Please give the entries again in full and exactly, without any picture.

Records:
-- START --
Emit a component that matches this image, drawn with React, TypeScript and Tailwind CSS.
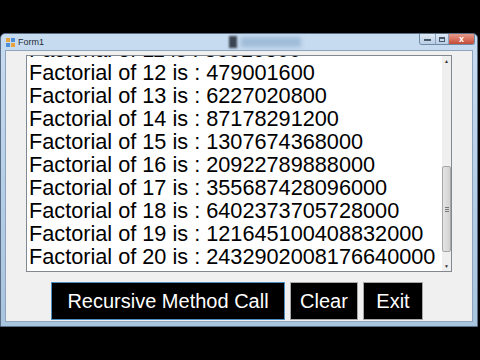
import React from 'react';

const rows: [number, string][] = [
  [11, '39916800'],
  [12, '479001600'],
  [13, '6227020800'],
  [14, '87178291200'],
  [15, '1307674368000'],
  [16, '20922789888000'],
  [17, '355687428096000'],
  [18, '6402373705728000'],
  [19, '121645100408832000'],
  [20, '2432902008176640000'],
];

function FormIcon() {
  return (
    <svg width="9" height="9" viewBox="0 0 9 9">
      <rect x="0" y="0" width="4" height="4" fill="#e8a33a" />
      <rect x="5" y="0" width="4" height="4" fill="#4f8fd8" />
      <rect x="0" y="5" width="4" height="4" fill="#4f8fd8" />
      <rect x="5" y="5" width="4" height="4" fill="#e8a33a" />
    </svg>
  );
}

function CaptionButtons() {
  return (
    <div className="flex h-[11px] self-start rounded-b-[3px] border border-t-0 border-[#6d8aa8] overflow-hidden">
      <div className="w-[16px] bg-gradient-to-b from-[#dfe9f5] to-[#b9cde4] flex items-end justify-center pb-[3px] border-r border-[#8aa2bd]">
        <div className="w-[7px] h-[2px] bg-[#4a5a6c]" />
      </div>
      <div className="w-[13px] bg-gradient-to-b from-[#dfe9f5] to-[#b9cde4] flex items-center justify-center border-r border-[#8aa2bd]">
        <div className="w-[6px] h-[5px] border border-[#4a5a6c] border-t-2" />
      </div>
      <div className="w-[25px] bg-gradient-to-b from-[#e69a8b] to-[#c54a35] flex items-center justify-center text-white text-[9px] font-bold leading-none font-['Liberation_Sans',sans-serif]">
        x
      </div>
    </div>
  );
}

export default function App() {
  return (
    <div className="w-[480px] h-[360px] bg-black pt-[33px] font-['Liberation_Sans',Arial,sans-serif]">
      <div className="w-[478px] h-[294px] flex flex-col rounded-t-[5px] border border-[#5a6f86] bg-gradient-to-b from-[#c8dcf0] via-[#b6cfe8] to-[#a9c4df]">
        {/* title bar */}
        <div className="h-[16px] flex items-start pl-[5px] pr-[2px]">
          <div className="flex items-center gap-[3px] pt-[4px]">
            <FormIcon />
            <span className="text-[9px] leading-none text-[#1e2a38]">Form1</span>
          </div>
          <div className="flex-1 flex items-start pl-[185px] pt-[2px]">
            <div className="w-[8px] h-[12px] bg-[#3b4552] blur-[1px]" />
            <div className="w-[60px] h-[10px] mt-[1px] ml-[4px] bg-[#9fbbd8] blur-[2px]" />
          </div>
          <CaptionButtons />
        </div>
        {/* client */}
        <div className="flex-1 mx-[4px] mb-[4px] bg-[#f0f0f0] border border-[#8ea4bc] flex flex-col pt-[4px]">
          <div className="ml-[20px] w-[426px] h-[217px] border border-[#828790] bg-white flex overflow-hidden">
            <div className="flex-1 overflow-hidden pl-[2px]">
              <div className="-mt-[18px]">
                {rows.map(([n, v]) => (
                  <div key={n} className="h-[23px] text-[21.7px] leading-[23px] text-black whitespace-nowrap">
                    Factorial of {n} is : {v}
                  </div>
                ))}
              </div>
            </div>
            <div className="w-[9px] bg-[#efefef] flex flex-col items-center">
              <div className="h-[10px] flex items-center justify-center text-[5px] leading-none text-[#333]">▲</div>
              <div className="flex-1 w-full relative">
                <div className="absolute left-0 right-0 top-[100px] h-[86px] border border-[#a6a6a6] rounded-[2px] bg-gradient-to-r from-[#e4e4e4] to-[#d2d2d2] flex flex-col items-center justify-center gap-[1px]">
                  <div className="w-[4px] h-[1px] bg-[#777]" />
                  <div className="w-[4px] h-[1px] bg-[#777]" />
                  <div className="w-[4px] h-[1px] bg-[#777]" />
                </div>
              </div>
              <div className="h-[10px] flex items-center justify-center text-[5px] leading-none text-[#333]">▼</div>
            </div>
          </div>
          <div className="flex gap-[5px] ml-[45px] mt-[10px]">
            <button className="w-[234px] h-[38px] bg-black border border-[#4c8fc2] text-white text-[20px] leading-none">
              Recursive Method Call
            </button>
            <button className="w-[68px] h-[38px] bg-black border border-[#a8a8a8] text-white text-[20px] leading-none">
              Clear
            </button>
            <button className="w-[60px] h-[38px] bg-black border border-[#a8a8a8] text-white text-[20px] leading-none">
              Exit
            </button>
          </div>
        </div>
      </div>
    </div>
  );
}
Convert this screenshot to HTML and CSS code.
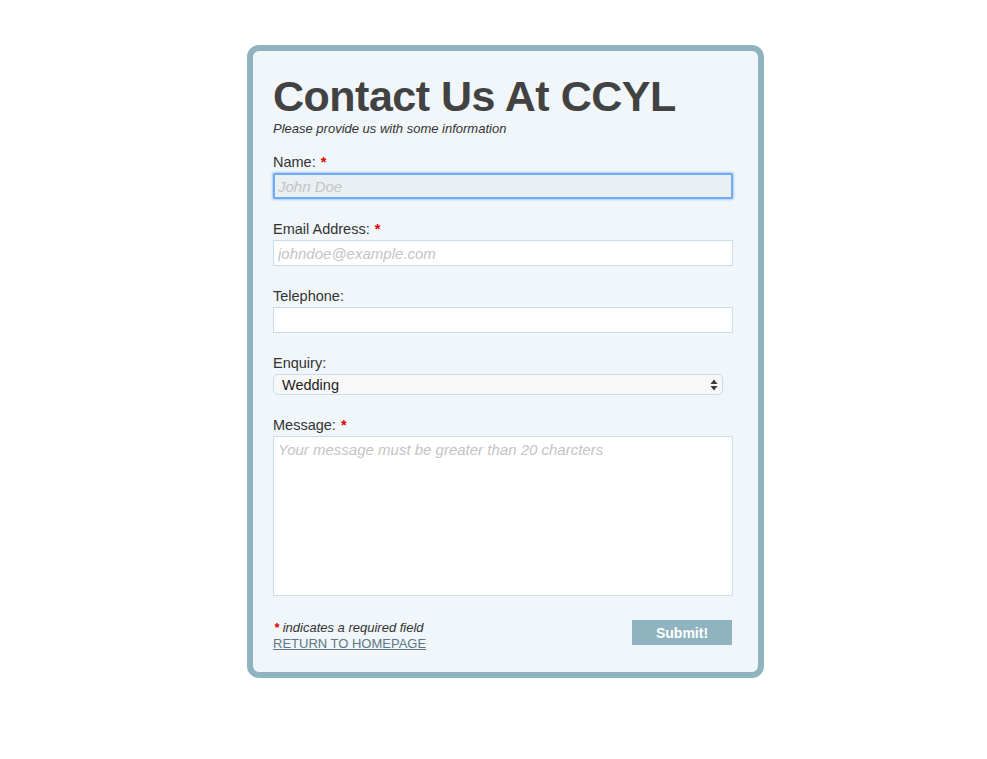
-- END --
**Response below**
Emit a component that matches this image, drawn with React, TypeScript and Tailwind CSS.
import React from 'react';

const rows: [number, string][] = [
  [11, '39916800'],
  [12, '479001600'],
  [13, '6227020800'],
  [14, '87178291200'],
  [15, '1307674368000'],
  [16, '20922789888000'],
  [17, '355687428096000'],
  [18, '6402373705728000'],
  [19, '121645100408832000'],
  [20, '2432902008176640000'],
];

function FormIcon() {
  return (
    <svg width="9" height="9" viewBox="0 0 9 9">
      <rect x="0" y="0" width="4" height="4" fill="#e8a33a" />
      <rect x="5" y="0" width="4" height="4" fill="#4f8fd8" />
      <rect x="0" y="5" width="4" height="4" fill="#4f8fd8" />
      <rect x="5" y="5" width="4" height="4" fill="#e8a33a" />
    </svg>
  );
}

function CaptionButtons() {
  return (
    <div className="flex h-[11px] self-start rounded-b-[3px] border border-t-0 border-[#6d8aa8] overflow-hidden">
      <div className="w-[16px] bg-gradient-to-b from-[#dfe9f5] to-[#b9cde4] flex items-end justify-center pb-[3px] border-r border-[#8aa2bd]">
        <div className="w-[7px] h-[2px] bg-[#4a5a6c]" />
      </div>
      <div className="w-[13px] bg-gradient-to-b from-[#dfe9f5] to-[#b9cde4] flex items-center justify-center border-r border-[#8aa2bd]">
        <div className="w-[6px] h-[5px] border border-[#4a5a6c] border-t-2" />
      </div>
      <div className="w-[25px] bg-gradient-to-b from-[#e69a8b] to-[#c54a35] flex items-center justify-center text-white text-[9px] font-bold leading-none font-['Liberation_Sans',sans-serif]">
        x
      </div>
    </div>
  );
}

export default function App() {
  return (
    <div className="w-[480px] h-[360px] bg-black pt-[33px] font-['Liberation_Sans',Arial,sans-serif]">
      <div className="w-[478px] h-[294px] flex flex-col rounded-t-[5px] border border-[#5a6f86] bg-gradient-to-b from-[#c8dcf0] via-[#b6cfe8] to-[#a9c4df]">
        {/* title bar */}
        <div className="h-[16px] flex items-start pl-[5px] pr-[2px]">
          <div className="flex items-center gap-[3px] pt-[4px]">
            <FormIcon />
            <span className="text-[9px] leading-none text-[#1e2a38]">Form1</span>
          </div>
          <div className="flex-1 flex items-start pl-[185px] pt-[2px]">
            <div className="w-[8px] h-[12px] bg-[#3b4552] blur-[1px]" />
            <div className="w-[60px] h-[10px] mt-[1px] ml-[4px] bg-[#9fbbd8] blur-[2px]" />
          </div>
          <CaptionButtons />
        </div>
        {/* client */}
        <div className="flex-1 mx-[4px] mb-[4px] bg-[#f0f0f0] border border-[#8ea4bc] flex flex-col pt-[4px]">
          <div className="ml-[20px] w-[426px] h-[217px] border border-[#828790] bg-white flex overflow-hidden">
            <div className="flex-1 overflow-hidden pl-[2px]">
              <div className="-mt-[18px]">
                {rows.map(([n, v]) => (
                  <div key={n} className="h-[23px] text-[21.7px] leading-[23px] text-black whitespace-nowrap">
                    Factorial of {n} is : {v}
                  </div>
                ))}
              </div>
            </div>
            <div className="w-[9px] bg-[#efefef] flex flex-col items-center">
              <div className="h-[10px] flex items-center justify-center text-[5px] leading-none text-[#333]">▲</div>
              <div className="flex-1 w-full relative">
                <div className="absolute left-0 right-0 top-[100px] h-[86px] border border-[#a6a6a6] rounded-[2px] bg-gradient-to-r from-[#e4e4e4] to-[#d2d2d2] flex flex-col items-center justify-center gap-[1px]">
                  <div className="w-[4px] h-[1px] bg-[#777]" />
                  <div className="w-[4px] h-[1px] bg-[#777]" />
                  <div className="w-[4px] h-[1px] bg-[#777]" />
                </div>
              </div>
              <div className="h-[10px] flex items-center justify-center text-[5px] leading-none text-[#333]">▼</div>
            </div>
          </div>
          <div className="flex gap-[5px] ml-[45px] mt-[10px]">
            <button className="w-[234px] h-[38px] bg-black border border-[#4c8fc2] text-white text-[20px] leading-none">
              Recursive Method Call
            </button>
            <button className="w-[68px] h-[38px] bg-black border border-[#a8a8a8] text-white text-[20px] leading-none">
              Clear
            </button>
            <button className="w-[60px] h-[38px] bg-black border border-[#a8a8a8] text-white text-[20px] leading-none">
              Exit
            </button>
          </div>
        </div>
      </div>
    </div>
  );
}
Convert this screenshot to HTML and CSS code.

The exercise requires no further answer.